# Task brief:
Without the images, output each record below as it stands.
◇ ◇ ◇
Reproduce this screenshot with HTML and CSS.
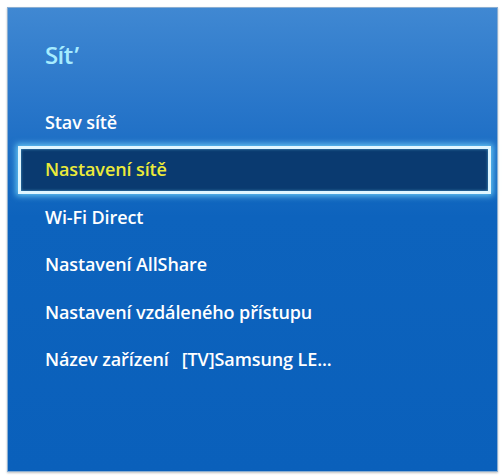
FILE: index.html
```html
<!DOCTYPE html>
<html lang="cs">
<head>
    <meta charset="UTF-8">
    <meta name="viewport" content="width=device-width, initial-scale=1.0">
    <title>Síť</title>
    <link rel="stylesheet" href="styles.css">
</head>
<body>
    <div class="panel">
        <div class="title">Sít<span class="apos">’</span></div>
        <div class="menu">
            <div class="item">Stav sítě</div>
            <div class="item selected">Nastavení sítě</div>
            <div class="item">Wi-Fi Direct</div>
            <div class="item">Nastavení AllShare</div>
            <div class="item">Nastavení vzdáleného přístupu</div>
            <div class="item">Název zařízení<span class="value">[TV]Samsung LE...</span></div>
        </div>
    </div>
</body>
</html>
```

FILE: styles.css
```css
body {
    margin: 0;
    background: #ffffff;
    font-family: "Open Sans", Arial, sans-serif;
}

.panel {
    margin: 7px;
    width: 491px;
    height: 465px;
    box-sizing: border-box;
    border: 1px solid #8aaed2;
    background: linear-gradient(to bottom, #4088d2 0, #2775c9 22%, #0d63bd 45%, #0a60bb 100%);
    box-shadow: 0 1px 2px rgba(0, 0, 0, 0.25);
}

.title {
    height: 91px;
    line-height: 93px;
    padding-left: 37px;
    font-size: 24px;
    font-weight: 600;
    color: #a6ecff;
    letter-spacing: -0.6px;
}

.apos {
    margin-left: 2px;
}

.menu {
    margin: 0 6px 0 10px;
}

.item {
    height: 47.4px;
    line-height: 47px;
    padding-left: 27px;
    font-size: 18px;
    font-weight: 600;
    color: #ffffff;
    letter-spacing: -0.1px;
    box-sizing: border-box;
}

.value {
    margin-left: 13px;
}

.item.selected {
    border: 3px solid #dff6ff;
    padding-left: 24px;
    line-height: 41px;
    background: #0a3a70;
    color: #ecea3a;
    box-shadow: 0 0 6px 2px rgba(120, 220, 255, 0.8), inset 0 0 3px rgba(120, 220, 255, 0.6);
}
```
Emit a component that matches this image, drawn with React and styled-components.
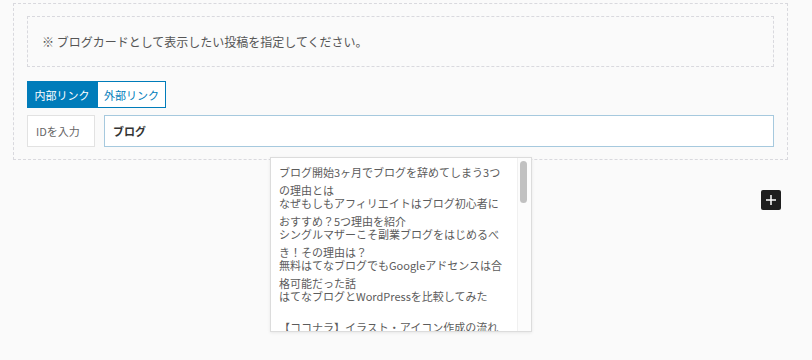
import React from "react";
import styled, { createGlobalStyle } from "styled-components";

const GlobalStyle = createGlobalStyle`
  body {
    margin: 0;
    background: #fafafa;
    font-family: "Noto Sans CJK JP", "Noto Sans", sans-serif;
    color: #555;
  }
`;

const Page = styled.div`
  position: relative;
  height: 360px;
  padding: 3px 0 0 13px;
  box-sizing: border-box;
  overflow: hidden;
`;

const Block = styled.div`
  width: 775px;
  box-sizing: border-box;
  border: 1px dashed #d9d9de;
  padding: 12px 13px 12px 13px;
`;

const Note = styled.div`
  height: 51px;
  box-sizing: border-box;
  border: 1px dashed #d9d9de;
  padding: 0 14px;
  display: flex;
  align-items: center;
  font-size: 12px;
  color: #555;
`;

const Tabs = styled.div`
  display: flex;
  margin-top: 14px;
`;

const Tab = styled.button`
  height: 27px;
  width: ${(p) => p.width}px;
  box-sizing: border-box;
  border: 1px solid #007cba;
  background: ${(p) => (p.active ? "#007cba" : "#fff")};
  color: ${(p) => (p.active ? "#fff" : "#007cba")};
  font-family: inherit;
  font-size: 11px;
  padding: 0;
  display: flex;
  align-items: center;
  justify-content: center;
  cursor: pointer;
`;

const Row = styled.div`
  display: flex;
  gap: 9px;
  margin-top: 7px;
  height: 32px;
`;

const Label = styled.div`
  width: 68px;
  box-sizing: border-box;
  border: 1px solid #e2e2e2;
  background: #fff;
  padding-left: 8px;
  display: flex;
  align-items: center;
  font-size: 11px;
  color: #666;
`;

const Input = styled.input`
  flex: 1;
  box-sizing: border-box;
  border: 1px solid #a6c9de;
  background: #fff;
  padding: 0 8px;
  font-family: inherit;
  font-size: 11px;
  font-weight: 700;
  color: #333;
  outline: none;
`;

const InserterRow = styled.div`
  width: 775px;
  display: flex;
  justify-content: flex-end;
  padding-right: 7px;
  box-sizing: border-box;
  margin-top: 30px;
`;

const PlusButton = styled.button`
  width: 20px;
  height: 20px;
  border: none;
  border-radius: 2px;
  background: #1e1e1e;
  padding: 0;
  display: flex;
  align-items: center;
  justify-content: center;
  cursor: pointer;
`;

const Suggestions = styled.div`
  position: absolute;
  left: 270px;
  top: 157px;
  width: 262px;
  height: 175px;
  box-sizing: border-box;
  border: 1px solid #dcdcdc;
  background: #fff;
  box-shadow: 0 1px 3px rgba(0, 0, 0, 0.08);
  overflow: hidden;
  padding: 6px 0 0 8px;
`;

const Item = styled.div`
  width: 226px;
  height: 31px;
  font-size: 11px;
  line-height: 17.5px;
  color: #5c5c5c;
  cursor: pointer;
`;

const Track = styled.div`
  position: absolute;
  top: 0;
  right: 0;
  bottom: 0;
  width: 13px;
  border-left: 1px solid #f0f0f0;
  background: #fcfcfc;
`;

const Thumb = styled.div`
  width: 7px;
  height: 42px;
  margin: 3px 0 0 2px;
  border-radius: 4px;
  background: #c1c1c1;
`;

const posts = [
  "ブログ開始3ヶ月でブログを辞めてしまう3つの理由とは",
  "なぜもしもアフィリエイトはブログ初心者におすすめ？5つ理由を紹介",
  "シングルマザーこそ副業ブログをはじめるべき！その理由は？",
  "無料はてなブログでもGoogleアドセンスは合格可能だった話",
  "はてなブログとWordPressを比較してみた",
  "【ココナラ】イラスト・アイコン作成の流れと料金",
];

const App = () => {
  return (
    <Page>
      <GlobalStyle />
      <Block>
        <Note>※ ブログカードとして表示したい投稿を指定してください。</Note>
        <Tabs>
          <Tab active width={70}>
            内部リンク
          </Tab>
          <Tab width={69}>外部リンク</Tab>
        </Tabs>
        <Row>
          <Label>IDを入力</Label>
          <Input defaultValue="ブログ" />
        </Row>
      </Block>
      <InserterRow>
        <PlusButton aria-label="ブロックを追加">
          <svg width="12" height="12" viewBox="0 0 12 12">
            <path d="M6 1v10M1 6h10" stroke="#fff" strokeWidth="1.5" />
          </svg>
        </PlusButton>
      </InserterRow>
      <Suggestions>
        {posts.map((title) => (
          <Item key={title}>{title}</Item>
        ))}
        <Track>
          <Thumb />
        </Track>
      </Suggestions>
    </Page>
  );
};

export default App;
◇ ◇ ◇
# Result below:
Reproduce this screenshot with HTML and CSS.
FILE: index.html
```html
<!DOCTYPE html>
<html lang="cs">
<head>
    <meta charset="UTF-8">
    <meta name="viewport" content="width=device-width, initial-scale=1.0">
    <title>Síť</title>
    <link rel="stylesheet" href="styles.css">
</head>
<body>
    <div class="panel">
        <div class="title">Sít<span class="apos">’</span></div>
        <div class="menu">
            <div class="item">Stav sítě</div>
            <div class="item selected">Nastavení sítě</div>
            <div class="item">Wi-Fi Direct</div>
            <div class="item">Nastavení AllShare</div>
            <div class="item">Nastavení vzdáleného přístupu</div>
            <div class="item">Název zařízení<span class="value">[TV]Samsung LE...</span></div>
        </div>
    </div>
</body>
</html>
```

FILE: styles.css
```css
body {
    margin: 0;
    background: #ffffff;
    font-family: "Open Sans", Arial, sans-serif;
}

.panel {
    margin: 7px;
    width: 491px;
    height: 465px;
    box-sizing: border-box;
    border: 1px solid #8aaed2;
    background: linear-gradient(to bottom, #4088d2 0, #2775c9 22%, #0d63bd 45%, #0a60bb 100%);
    box-shadow: 0 1px 2px rgba(0, 0, 0, 0.25);
}

.title {
    height: 91px;
    line-height: 93px;
    padding-left: 37px;
    font-size: 24px;
    font-weight: 600;
    color: #a6ecff;
    letter-spacing: -0.6px;
}

.apos {
    margin-left: 2px;
}

.menu {
    margin: 0 6px 0 10px;
}

.item {
    height: 47.4px;
    line-height: 47px;
    padding-left: 27px;
    font-size: 18px;
    font-weight: 600;
    color: #ffffff;
    letter-spacing: -0.1px;
    box-sizing: border-box;
}

.value {
    margin-left: 13px;
}

.item.selected {
    border: 3px solid #dff6ff;
    padding-left: 24px;
    line-height: 41px;
    background: #0a3a70;
    color: #ecea3a;
    box-shadow: 0 0 6px 2px rgba(120, 220, 255, 0.8), inset 0 0 3px rgba(120, 220, 255, 0.6);
}
```
Emit a component that matches this image, drawn with React and styled-components.
import React from "react";
import styled, { createGlobalStyle } from "styled-components";

const GlobalStyle = createGlobalStyle`
  body {
    margin: 0;
    background: #fafafa;
    font-family: "Noto Sans CJK JP", "Noto Sans", sans-serif;
    color: #555;
  }
`;

const Page = styled.div`
  position: relative;
  height: 360px;
  padding: 3px 0 0 13px;
  box-sizing: border-box;
  overflow: hidden;
`;

const Block = styled.div`
  width: 775px;
  box-sizing: border-box;
  border: 1px dashed #d9d9de;
  padding: 12px 13px 12px 13px;
`;

const Note = styled.div`
  height: 51px;
  box-sizing: border-box;
  border: 1px dashed #d9d9de;
  padding: 0 14px;
  display: flex;
  align-items: center;
  font-size: 12px;
  color: #555;
`;

const Tabs = styled.div`
  display: flex;
  margin-top: 14px;
`;

const Tab = styled.button`
  height: 27px;
  width: ${(p) => p.width}px;
  box-sizing: border-box;
  border: 1px solid #007cba;
  background: ${(p) => (p.active ? "#007cba" : "#fff")};
  color: ${(p) => (p.active ? "#fff" : "#007cba")};
  font-family: inherit;
  font-size: 11px;
  padding: 0;
  display: flex;
  align-items: center;
  justify-content: center;
  cursor: pointer;
`;

const Row = styled.div`
  display: flex;
  gap: 9px;
  margin-top: 7px;
  height: 32px;
`;

const Label = styled.div`
  width: 68px;
  box-sizing: border-box;
  border: 1px solid #e2e2e2;
  background: #fff;
  padding-left: 8px;
  display: flex;
  align-items: center;
  font-size: 11px;
  color: #666;
`;

const Input = styled.input`
  flex: 1;
  box-sizing: border-box;
  border: 1px solid #a6c9de;
  background: #fff;
  padding: 0 8px;
  font-family: inherit;
  font-size: 11px;
  font-weight: 700;
  color: #333;
  outline: none;
`;

const InserterRow = styled.div`
  width: 775px;
  display: flex;
  justify-content: flex-end;
  padding-right: 7px;
  box-sizing: border-box;
  margin-top: 30px;
`;

const PlusButton = styled.button`
  width: 20px;
  height: 20px;
  border: none;
  border-radius: 2px;
  background: #1e1e1e;
  padding: 0;
  display: flex;
  align-items: center;
  justify-content: center;
  cursor: pointer;
`;

const Suggestions = styled.div`
  position: absolute;
  left: 270px;
  top: 157px;
  width: 262px;
  height: 175px;
  box-sizing: border-box;
  border: 1px solid #dcdcdc;
  background: #fff;
  box-shadow: 0 1px 3px rgba(0, 0, 0, 0.08);
  overflow: hidden;
  padding: 6px 0 0 8px;
`;

const Item = styled.div`
  width: 226px;
  height: 31px;
  font-size: 11px;
  line-height: 17.5px;
  color: #5c5c5c;
  cursor: pointer;
`;

const Track = styled.div`
  position: absolute;
  top: 0;
  right: 0;
  bottom: 0;
  width: 13px;
  border-left: 1px solid #f0f0f0;
  background: #fcfcfc;
`;

const Thumb = styled.div`
  width: 7px;
  height: 42px;
  margin: 3px 0 0 2px;
  border-radius: 4px;
  background: #c1c1c1;
`;

const posts = [
  "ブログ開始3ヶ月でブログを辞めてしまう3つの理由とは",
  "なぜもしもアフィリエイトはブログ初心者におすすめ？5つ理由を紹介",
  "シングルマザーこそ副業ブログをはじめるべき！その理由は？",
  "無料はてなブログでもGoogleアドセンスは合格可能だった話",
  "はてなブログとWordPressを比較してみた",
  "【ココナラ】イラスト・アイコン作成の流れと料金",
];

const App = () => {
  return (
    <Page>
      <GlobalStyle />
      <Block>
        <Note>※ ブログカードとして表示したい投稿を指定してください。</Note>
        <Tabs>
          <Tab active width={70}>
            内部リンク
          </Tab>
          <Tab width={69}>外部リンク</Tab>
        </Tabs>
        <Row>
          <Label>IDを入力</Label>
          <Input defaultValue="ブログ" />
        </Row>
      </Block>
      <InserterRow>
        <PlusButton aria-label="ブロックを追加">
          <svg width="12" height="12" viewBox="0 0 12 12">
            <path d="M6 1v10M1 6h10" stroke="#fff" strokeWidth="1.5" />
          </svg>
        </PlusButton>
      </InserterRow>
      <Suggestions>
        {posts.map((title) => (
          <Item key={title}>{title}</Item>
        ))}
        <Track>
          <Thumb />
        </Track>
      </Suggestions>
    </Page>
  );
};

export default App;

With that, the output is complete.